:: Dataset excerpt ::
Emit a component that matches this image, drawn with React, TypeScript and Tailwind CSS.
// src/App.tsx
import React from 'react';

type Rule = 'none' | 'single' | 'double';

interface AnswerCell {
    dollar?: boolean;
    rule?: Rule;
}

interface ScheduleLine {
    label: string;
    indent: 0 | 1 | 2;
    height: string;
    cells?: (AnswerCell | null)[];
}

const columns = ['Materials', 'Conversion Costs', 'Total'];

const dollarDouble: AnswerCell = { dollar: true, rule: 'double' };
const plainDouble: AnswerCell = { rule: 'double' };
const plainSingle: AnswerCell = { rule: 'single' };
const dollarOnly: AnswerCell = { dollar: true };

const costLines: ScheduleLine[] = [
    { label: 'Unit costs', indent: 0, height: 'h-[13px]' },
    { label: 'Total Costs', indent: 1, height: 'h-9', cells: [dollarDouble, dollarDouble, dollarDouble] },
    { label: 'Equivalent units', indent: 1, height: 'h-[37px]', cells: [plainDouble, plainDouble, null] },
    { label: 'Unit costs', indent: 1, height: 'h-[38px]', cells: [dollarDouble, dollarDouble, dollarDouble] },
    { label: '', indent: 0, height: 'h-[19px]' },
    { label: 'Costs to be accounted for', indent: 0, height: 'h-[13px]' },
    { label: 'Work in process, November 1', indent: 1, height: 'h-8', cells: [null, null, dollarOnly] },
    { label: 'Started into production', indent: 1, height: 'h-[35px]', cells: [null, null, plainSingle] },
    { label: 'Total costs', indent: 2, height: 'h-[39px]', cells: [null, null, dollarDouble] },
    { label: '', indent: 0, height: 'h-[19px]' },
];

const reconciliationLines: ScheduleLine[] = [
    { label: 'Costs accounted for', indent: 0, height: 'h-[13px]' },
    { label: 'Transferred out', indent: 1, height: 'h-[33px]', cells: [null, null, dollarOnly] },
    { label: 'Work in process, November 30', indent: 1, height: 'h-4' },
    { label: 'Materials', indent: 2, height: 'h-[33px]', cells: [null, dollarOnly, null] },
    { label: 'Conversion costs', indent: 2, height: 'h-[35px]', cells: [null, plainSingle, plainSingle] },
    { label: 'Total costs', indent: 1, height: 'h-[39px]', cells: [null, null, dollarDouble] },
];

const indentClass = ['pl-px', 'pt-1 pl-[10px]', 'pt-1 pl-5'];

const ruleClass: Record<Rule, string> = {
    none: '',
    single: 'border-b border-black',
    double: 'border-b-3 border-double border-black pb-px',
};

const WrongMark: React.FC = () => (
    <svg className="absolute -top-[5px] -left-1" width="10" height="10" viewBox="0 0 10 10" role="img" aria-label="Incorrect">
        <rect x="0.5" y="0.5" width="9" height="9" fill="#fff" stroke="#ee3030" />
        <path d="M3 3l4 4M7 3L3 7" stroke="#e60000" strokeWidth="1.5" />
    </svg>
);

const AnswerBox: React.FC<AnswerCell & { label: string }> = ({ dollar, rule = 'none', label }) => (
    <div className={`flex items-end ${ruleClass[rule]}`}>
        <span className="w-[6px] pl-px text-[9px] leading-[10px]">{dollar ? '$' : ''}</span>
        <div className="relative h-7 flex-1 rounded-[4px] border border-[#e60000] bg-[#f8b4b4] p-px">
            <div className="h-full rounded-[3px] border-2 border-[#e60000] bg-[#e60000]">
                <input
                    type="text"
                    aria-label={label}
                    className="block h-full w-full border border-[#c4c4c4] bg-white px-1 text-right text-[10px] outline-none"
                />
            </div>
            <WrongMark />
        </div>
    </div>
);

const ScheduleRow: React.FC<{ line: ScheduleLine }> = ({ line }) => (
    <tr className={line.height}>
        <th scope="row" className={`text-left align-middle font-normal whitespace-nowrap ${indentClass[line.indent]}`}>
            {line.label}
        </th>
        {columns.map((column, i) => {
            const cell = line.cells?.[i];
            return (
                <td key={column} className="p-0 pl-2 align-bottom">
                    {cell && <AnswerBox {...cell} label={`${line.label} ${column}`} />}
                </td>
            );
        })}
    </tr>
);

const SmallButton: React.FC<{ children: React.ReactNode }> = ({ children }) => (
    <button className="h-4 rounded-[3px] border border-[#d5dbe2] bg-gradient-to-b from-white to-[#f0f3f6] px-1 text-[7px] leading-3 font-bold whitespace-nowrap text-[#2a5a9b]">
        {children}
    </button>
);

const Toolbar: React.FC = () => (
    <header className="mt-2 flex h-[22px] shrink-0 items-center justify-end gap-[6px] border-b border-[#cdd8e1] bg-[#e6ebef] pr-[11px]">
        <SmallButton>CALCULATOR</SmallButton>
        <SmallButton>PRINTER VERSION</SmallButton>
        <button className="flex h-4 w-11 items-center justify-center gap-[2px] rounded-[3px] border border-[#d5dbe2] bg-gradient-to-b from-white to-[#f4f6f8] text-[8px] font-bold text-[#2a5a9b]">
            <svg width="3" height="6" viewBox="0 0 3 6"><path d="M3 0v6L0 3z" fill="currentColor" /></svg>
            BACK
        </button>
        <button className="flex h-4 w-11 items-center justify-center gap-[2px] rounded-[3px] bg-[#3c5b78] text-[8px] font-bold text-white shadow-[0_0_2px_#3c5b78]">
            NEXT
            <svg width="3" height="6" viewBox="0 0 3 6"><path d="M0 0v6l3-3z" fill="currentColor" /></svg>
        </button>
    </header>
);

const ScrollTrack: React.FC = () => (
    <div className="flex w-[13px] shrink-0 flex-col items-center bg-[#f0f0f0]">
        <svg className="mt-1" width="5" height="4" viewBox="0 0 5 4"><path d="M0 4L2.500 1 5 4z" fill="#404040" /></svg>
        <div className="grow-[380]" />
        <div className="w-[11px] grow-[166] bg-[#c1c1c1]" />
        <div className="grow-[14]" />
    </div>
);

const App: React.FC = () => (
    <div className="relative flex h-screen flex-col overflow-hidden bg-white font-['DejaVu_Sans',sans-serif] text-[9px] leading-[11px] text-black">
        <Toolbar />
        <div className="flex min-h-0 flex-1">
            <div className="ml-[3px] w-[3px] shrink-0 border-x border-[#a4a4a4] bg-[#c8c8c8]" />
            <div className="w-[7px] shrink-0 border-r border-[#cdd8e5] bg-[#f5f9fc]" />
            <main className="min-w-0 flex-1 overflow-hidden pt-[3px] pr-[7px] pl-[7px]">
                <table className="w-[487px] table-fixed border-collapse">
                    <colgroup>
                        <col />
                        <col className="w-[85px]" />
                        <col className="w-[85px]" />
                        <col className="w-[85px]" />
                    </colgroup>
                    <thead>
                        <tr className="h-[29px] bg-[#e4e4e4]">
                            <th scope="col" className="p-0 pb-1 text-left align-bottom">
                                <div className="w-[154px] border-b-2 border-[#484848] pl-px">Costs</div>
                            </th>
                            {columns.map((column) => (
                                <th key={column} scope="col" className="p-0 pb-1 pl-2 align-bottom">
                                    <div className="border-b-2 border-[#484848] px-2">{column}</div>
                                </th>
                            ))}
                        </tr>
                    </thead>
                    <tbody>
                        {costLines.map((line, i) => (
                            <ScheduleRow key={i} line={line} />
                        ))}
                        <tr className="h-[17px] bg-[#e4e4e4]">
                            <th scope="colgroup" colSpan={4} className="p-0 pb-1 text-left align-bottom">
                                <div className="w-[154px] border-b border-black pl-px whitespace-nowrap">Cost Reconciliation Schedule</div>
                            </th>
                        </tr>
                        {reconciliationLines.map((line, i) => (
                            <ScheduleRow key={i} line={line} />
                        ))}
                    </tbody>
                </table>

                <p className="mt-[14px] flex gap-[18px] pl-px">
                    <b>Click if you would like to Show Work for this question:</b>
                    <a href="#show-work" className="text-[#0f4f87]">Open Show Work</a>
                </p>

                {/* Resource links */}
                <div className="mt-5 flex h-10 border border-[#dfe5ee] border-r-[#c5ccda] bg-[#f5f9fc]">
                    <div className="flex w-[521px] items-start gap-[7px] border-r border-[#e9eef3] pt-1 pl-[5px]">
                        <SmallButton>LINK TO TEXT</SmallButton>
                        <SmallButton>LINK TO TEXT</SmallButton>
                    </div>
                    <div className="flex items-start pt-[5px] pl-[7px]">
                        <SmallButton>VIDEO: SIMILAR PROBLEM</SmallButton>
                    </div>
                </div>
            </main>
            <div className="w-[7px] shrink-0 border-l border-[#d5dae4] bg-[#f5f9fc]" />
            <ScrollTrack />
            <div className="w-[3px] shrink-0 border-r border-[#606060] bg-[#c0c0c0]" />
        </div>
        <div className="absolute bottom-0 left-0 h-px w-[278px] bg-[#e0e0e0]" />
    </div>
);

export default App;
:::
Print, please, the lines above from the very first through the one that holds "const dollarOnly: AnswerCell", both included, word for word and with nothing else.

* **Full output**:
Emit a component that matches this image, drawn with React, TypeScript and Tailwind CSS.
// src/App.tsx
import React from 'react';

type Rule = 'none' | 'single' | 'double';

interface AnswerCell {
    dollar?: boolean;
    rule?: Rule;
}

interface ScheduleLine {
    label: string;
    indent: 0 | 1 | 2;
    height: string;
    cells?: (AnswerCell | null)[];
}

const columns = ['Materials', 'Conversion Costs', 'Total'];

const dollarDouble: AnswerCell = { dollar: true, rule: 'double' };
const plainDouble: AnswerCell = { rule: 'double' };
const plainSingle: AnswerCell = { rule: 'single' };
const dollarOnly: AnswerCell = { dollar: true };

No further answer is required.